*** Data lines
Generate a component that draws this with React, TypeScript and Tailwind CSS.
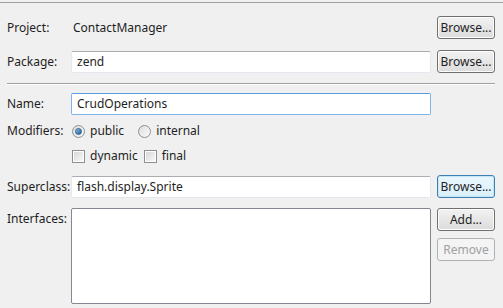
import React from 'react'

const font = { fontFamily: '"Segoe UI", "Noto Sans", "Open Sans", sans-serif' }

function Btn({ label, disabled, focused }: { label: string; disabled?: boolean; focused?: boolean }) {
  return (
    <button
      className={
        disabled
          ? 'w-[58px] h-[23px] rounded-[3px] border border-[#adb2b5] bg-[#f4f4f4] text-[12px] text-[#a0a0a0] leading-none'
          : focused
            ? 'w-[58px] h-[23px] rounded-[3px] border border-[#3c7fb1] bg-gradient-to-b from-[#eaf6fd] to-[#d9f0fc] text-[12px] text-[#1e1e1e] leading-none shadow-[inset_0_0_0_1px_#c4e5f6]'
            : 'w-[58px] h-[23px] rounded-[3px] border border-[#707070] bg-gradient-to-b from-[#f2f2f2] to-[#dcdcdc] text-[12px] text-[#1e1e1e] leading-none shadow-[inset_0_0_0_1px_#fcfcfc]'
      }
    >
      {label}
    </button>
  )
}

function Field({ value, focused, tall }: { value?: string; focused?: boolean; tall?: boolean }) {
  return (
    <div
      className={
        (tall ? 'h-[96px] border-[#828790] ' : 'h-[22px] ') +
        (focused
          ? 'border border-[#7eb4ea] border-t-[#569de5] '
          : tall
            ? 'border '
            : 'border border-[#e3e9ef] border-t-[#abadb3] ') +
        'flex-1 bg-white rounded-[2px] px-[5px] flex items-center text-[12px] text-[#1e1e1e]'
      }
    >
      {value}
    </div>
  )
}

function Radio({ checked }: { checked?: boolean }) {
  return (
    <span className="w-[13px] h-[13px] rounded-full border border-[#8e8f8f] bg-gradient-to-br from-[#dcdcdc] to-[#fbfbfb] flex items-center justify-center">
      {checked && (
        <span className="w-[7px] h-[7px] rounded-full bg-gradient-to-br from-[#8ec2e6] to-[#1c5b92] border border-[#2a628f]" />
      )}
    </span>
  )
}

function Check() {
  return (
    <span className="w-[13px] h-[13px] border border-[#8e8f8f] bg-white flex items-center justify-center">
      <span className="w-[9px] h-[9px] bg-gradient-to-br from-[#d8d8d8] to-[#f8f8f8]" />
    </span>
  )
}

export default function App() {
  return (
    <div className="w-[503px] h-[308px] bg-[#f0f0f0] text-[12px] text-[#1e1e1e] overflow-hidden" style={font}>
      <div className="h-[2px] bg-[#f0f0f0]" />
      <div className="h-px bg-[#a0a0a0]" />
      <div className="pl-[7px] pr-[8px]">
        <div className="flex items-center h-[23px] mt-[13px]">
          <div className="w-[66px]">Project:</div>
          <div className="flex-1">ContactManager</div>
          <div className="ml-[6px]"><Btn label="Browse..." /></div>
        </div>
        <div className="flex items-center h-[23px] mt-[11px]">
          <div className="w-[64px]">Package:</div>
          <Field value="zend" />
          <div className="ml-[6px]"><Btn label="Browse..." /></div>
        </div>
        <div className="h-px bg-[#a0a0a0] mt-[10px] border-b border-white box-content" />
        <div className="flex items-center h-[22px] mt-[8px]">
          <div className="w-[64px]">Name:</div>
          <Field value="CrudOperations" focused />
          <div className="w-[64px]" />
        </div>
        <div className="flex items-center h-[16px] mt-[8px]">
          <div className="w-[65px]">Modifiers:</div>
          <Radio checked />
          <span className="ml-[5px]">public</span>
          <span className="ml-[14px]"><Radio /></span>
          <span className="ml-[5px]">internal</span>
        </div>
        <div className="flex items-center h-[16px] mt-[9px]">
          <div className="w-[65px]" />
          <Check />
          <span className="ml-[5px]">dynamic</span>
          <span className="ml-[6px]"><Check /></span>
          <span className="ml-[5px]">final</span>
        </div>
        <div className="flex items-center h-[23px] mt-[11px]">
          <div className="w-[64px]">Superclass:</div>
          <Field value="flash.display.Sprite" />
          <div className="ml-[6px]"><Btn label="Browse..." focused /></div>
        </div>
        <div className="flex items-start mt-[10px]">
          <div className="w-[64px] pt-[2px]">Interfaces:</div>
          <Field tall />
          <div className="ml-[6px] flex flex-col gap-[7px]">
            <Btn label="Add..." />
            <Btn label="Remove" disabled />
          </div>
        </div>
      </div>
    </div>
  )
}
******
Lines that hold the word "React" are the ones to return, every one of them.

▶ _Answer to this problem_:
Generate a component that draws this with React, TypeScript and Tailwind CSS.
import React from 'react'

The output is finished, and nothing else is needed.